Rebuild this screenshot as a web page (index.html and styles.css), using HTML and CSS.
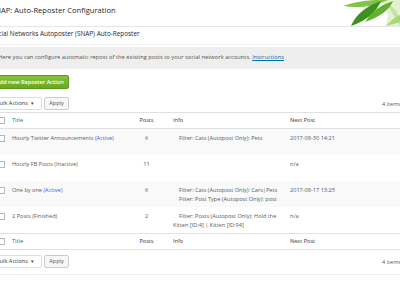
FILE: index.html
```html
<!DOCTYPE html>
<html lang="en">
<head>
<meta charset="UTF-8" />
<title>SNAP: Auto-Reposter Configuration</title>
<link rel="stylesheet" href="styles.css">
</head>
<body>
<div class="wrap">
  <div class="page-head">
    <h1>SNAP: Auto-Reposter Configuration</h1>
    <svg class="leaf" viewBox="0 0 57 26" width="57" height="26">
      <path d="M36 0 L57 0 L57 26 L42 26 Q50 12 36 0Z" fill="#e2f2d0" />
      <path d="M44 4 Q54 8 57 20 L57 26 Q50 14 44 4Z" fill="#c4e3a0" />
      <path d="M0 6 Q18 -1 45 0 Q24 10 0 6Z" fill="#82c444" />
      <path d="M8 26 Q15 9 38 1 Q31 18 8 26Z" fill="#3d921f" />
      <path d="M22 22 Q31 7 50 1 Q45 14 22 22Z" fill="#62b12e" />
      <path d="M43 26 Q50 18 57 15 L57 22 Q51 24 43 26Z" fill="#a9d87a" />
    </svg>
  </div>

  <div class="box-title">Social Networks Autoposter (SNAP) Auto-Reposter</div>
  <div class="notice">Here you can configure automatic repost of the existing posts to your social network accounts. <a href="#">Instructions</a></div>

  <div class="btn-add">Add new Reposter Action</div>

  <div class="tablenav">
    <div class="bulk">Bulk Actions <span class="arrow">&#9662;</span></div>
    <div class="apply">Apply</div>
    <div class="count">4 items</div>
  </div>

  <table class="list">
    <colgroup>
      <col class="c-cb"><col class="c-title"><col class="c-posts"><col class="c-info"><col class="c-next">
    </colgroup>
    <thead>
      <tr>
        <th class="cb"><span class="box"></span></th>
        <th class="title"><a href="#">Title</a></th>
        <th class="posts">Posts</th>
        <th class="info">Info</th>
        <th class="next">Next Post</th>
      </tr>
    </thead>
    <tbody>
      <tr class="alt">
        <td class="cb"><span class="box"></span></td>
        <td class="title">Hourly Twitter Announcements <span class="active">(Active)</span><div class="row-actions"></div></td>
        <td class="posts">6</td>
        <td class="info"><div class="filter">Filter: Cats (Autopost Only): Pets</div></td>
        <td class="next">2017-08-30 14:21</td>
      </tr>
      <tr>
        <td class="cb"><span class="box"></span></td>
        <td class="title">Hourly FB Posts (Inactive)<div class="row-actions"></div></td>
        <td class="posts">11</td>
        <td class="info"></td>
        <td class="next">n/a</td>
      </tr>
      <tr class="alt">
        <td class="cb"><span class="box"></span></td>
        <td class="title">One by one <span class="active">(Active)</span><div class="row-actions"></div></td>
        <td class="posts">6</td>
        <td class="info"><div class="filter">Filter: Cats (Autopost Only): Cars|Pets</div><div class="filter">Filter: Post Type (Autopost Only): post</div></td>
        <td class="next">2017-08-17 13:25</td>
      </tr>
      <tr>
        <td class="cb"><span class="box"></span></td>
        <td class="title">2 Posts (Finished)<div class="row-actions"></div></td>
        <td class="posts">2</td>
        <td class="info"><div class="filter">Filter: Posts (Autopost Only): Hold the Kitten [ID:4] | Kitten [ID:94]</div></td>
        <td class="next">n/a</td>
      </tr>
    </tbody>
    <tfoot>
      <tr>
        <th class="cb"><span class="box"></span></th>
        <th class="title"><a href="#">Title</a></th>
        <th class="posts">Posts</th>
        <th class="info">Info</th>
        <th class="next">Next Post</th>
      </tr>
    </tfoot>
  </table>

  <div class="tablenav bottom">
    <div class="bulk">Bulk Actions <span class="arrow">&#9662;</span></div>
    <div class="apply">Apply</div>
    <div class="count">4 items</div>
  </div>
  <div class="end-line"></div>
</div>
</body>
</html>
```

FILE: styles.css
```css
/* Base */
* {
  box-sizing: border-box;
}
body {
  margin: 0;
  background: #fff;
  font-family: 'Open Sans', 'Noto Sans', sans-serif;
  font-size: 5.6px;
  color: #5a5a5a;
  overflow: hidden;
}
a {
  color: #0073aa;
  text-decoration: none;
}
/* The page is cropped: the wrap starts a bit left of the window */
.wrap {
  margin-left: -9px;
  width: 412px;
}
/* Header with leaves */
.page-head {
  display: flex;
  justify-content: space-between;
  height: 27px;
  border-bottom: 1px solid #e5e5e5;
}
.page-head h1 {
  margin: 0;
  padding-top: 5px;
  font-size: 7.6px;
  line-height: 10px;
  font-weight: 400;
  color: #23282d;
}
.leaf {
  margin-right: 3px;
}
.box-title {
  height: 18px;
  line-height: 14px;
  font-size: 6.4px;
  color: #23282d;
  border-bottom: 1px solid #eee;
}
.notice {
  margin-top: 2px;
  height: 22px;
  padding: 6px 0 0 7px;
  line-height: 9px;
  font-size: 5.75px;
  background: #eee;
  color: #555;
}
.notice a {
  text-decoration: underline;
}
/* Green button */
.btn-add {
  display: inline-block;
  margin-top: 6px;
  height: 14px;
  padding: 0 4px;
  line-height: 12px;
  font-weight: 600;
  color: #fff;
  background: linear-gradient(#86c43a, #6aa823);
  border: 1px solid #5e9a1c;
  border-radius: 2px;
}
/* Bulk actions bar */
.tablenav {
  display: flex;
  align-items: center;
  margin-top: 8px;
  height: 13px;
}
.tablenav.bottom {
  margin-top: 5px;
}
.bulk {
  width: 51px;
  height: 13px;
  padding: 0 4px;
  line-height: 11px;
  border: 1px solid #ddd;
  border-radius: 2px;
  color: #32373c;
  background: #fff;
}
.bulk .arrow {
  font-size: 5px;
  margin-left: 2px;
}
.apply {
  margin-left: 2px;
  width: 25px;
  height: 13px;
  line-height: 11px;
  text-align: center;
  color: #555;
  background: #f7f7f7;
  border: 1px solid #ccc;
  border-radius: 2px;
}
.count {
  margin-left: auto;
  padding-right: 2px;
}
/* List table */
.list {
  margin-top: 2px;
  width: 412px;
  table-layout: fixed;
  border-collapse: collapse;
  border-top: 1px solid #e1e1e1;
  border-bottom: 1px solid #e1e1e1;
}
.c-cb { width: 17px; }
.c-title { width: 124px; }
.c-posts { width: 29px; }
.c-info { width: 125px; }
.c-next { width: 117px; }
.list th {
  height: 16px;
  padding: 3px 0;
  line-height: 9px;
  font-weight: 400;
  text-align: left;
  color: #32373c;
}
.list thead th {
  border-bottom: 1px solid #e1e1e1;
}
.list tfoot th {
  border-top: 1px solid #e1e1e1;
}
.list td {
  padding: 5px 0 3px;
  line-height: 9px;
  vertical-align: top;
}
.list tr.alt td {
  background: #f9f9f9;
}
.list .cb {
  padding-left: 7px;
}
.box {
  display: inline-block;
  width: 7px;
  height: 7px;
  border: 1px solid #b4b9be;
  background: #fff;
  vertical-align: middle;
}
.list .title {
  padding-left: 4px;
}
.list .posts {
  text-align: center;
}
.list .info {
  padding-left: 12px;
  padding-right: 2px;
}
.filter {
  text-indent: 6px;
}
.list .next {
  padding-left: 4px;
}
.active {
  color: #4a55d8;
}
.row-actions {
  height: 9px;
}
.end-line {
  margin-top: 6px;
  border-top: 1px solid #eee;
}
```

▶ **TASK TO CARRY OUT**
Reproduce the material above in full and without alteration, but skip all pictures.

▶ **SOLUTION TO THE EXERCISE**
Rebuild this screenshot as a web page (index.html and styles.css), using HTML and CSS.
FILE: index.html
```html
<!DOCTYPE html>
<html lang="en">
<head>
<meta charset="UTF-8" />
<title>SNAP: Auto-Reposter Configuration</title>
<link rel="stylesheet" href="styles.css">
</head>
<body>
<div class="wrap">
  <div class="page-head">
    <h1>SNAP: Auto-Reposter Configuration</h1>
    <svg class="leaf" viewBox="0 0 57 26" width="57" height="26">
      <path d="M36 0 L57 0 L57 26 L42 26 Q50 12 36 0Z" fill="#e2f2d0" />
      <path d="M44 4 Q54 8 57 20 L57 26 Q50 14 44 4Z" fill="#c4e3a0" />
      <path d="M0 6 Q18 -1 45 0 Q24 10 0 6Z" fill="#82c444" />
      <path d="M8 26 Q15 9 38 1 Q31 18 8 26Z" fill="#3d921f" />
      <path d="M22 22 Q31 7 50 1 Q45 14 22 22Z" fill="#62b12e" />
      <path d="M43 26 Q50 18 57 15 L57 22 Q51 24 43 26Z" fill="#a9d87a" />
    </svg>
  </div>

  <div class="box-title">Social Networks Autoposter (SNAP) Auto-Reposter</div>
  <div class="notice">Here you can configure automatic repost of the existing posts to your social network accounts. <a href="#">Instructions</a></div>

  <div class="btn-add">Add new Reposter Action</div>

  <div class="tablenav">
    <div class="bulk">Bulk Actions <span class="arrow">&#9662;</span></div>
    <div class="apply">Apply</div>
    <div class="count">4 items</div>
  </div>

  <table class="list">
    <colgroup>
      <col class="c-cb"><col class="c-title"><col class="c-posts"><col class="c-info"><col class="c-next">
    </colgroup>
    <thead>
      <tr>
        <th class="cb"><span class="box"></span></th>
        <th class="title"><a href="#">Title</a></th>
        <th class="posts">Posts</th>
        <th class="info">Info</th>
        <th class="next">Next Post</th>
      </tr>
    </thead>
    <tbody>
      <tr class="alt">
        <td class="cb"><span class="box"></span></td>
        <td class="title">Hourly Twitter Announcements <span class="active">(Active)</span><div class="row-actions"></div></td>
        <td class="posts">6</td>
        <td class="info"><div class="filter">Filter: Cats (Autopost Only): Pets</div></td>
        <td class="next">2017-08-30 14:21</td>
      </tr>
      <tr>
        <td class="cb"><span class="box"></span></td>
        <td class="title">Hourly FB Posts (Inactive)<div class="row-actions"></div></td>
        <td class="posts">11</td>
        <td class="info"></td>
        <td class="next">n/a</td>
      </tr>
      <tr class="alt">
        <td class="cb"><span class="box"></span></td>
        <td class="title">One by one <span class="active">(Active)</span><div class="row-actions"></div></td>
        <td class="posts">6</td>
        <td class="info"><div class="filter">Filter: Cats (Autopost Only): Cars|Pets</div><div class="filter">Filter: Post Type (Autopost Only): post</div></td>
        <td class="next">2017-08-17 13:25</td>
      </tr>
      <tr>
        <td class="cb"><span class="box"></span></td>
        <td class="title">2 Posts (Finished)<div class="row-actions"></div></td>
        <td class="posts">2</td>
        <td class="info"><div class="filter">Filter: Posts (Autopost Only): Hold the Kitten [ID:4] | Kitten [ID:94]</div></td>
        <td class="next">n/a</td>
      </tr>
    </tbody>
    <tfoot>
      <tr>
        <th class="cb"><span class="box"></span></th>
        <th class="title"><a href="#">Title</a></th>
        <th class="posts">Posts</th>
        <th class="info">Info</th>
        <th class="next">Next Post</th>
      </tr>
    </tfoot>
  </table>

  <div class="tablenav bottom">
    <div class="bulk">Bulk Actions <span class="arrow">&#9662;</span></div>
    <div class="apply">Apply</div>
    <div class="count">4 items</div>
  </div>
  <div class="end-line"></div>
</div>
</body>
</html>
```

FILE: styles.css
```css
/* Base */
* {
  box-sizing: border-box;
}
body {
  margin: 0;
  background: #fff;
  font-family: 'Open Sans', 'Noto Sans', sans-serif;
  font-size: 5.6px;
  color: #5a5a5a;
  overflow: hidden;
}
a {
  color: #0073aa;
  text-decoration: none;
}
/* The page is cropped: the wrap starts a bit left of the window */
.wrap {
  margin-left: -9px;
  width: 412px;
}
/* Header with leaves */
.page-head {
  display: flex;
  justify-content: space-between;
  height: 27px;
  border-bottom: 1px solid #e5e5e5;
}
.page-head h1 {
  margin: 0;
  padding-top: 5px;
  font-size: 7.6px;
  line-height: 10px;
  font-weight: 400;
  color: #23282d;
}
.leaf {
  margin-right: 3px;
}
.box-title {
  height: 18px;
  line-height: 14px;
  font-size: 6.4px;
  color: #23282d;
  border-bottom: 1px solid #eee;
}
.notice {
  margin-top: 2px;
  height: 22px;
  padding: 6px 0 0 7px;
  line-height: 9px;
  font-size: 5.75px;
  background: #eee;
  color: #555;
}
.notice a {
  text-decoration: underline;
}
/* Green button */
.btn-add {
  display: inline-block;
  margin-top: 6px;
  height: 14px;
  padding: 0 4px;
  line-height: 12px;
  font-weight: 600;
  color: #fff;
  background: linear-gradient(#86c43a, #6aa823);
  border: 1px solid #5e9a1c;
  border-radius: 2px;
}
/* Bulk actions bar */
.tablenav {
  display: flex;
  align-items: center;
  margin-top: 8px;
  height: 13px;
}
.tablenav.bottom {
  margin-top: 5px;
}
.bulk {
  width: 51px;
  height: 13px;
  padding: 0 4px;
  line-height: 11px;
  border: 1px solid #ddd;
  border-radius: 2px;
  color: #32373c;
  background: #fff;
}
.bulk .arrow {
  font-size: 5px;
  margin-left: 2px;
}
.apply {
  margin-left: 2px;
  width: 25px;
  height: 13px;
  line-height: 11px;
  text-align: center;
  color: #555;
  background: #f7f7f7;
  border: 1px solid #ccc;
  border-radius: 2px;
}
.count {
  margin-left: auto;
  padding-right: 2px;
}
/* List table */
.list {
  margin-top: 2px;
  width: 412px;
  table-layout: fixed;
  border-collapse: collapse;
  border-top: 1px solid #e1e1e1;
  border-bottom: 1px solid #e1e1e1;
}
.c-cb { width: 17px; }
.c-title { width: 124px; }
.c-posts { width: 29px; }
.c-info { width: 125px; }
.c-next { width: 117px; }
.list th {
  height: 16px;
  padding: 3px 0;
  line-height: 9px;
  font-weight: 400;
  text-align: left;
  color: #32373c;
}
.list thead th {
  border-bottom: 1px solid #e1e1e1;
}
.list tfoot th {
  border-top: 1px solid #e1e1e1;
}
.list td {
  padding: 5px 0 3px;
  line-height: 9px;
  vertical-align: top;
}
.list tr.alt td {
  background: #f9f9f9;
}
.list .cb {
  padding-left: 7px;
}
.box {
  display: inline-block;
  width: 7px;
  height: 7px;
  border: 1px solid #b4b9be;
  background: #fff;
  vertical-align: middle;
}
.list .title {
  padding-left: 4px;
}
.list .posts {
  text-align: center;
}
.list .info {
  padding-left: 12px;
  padding-right: 2px;
}
.filter {
  text-indent: 6px;
}
.list .next {
  padding-left: 4px;
}
.active {
  color: #4a55d8;
}
.row-actions {
  height: 9px;
}
.end-line {
  margin-top: 6px;
  border-top: 1px solid #eee;
}
```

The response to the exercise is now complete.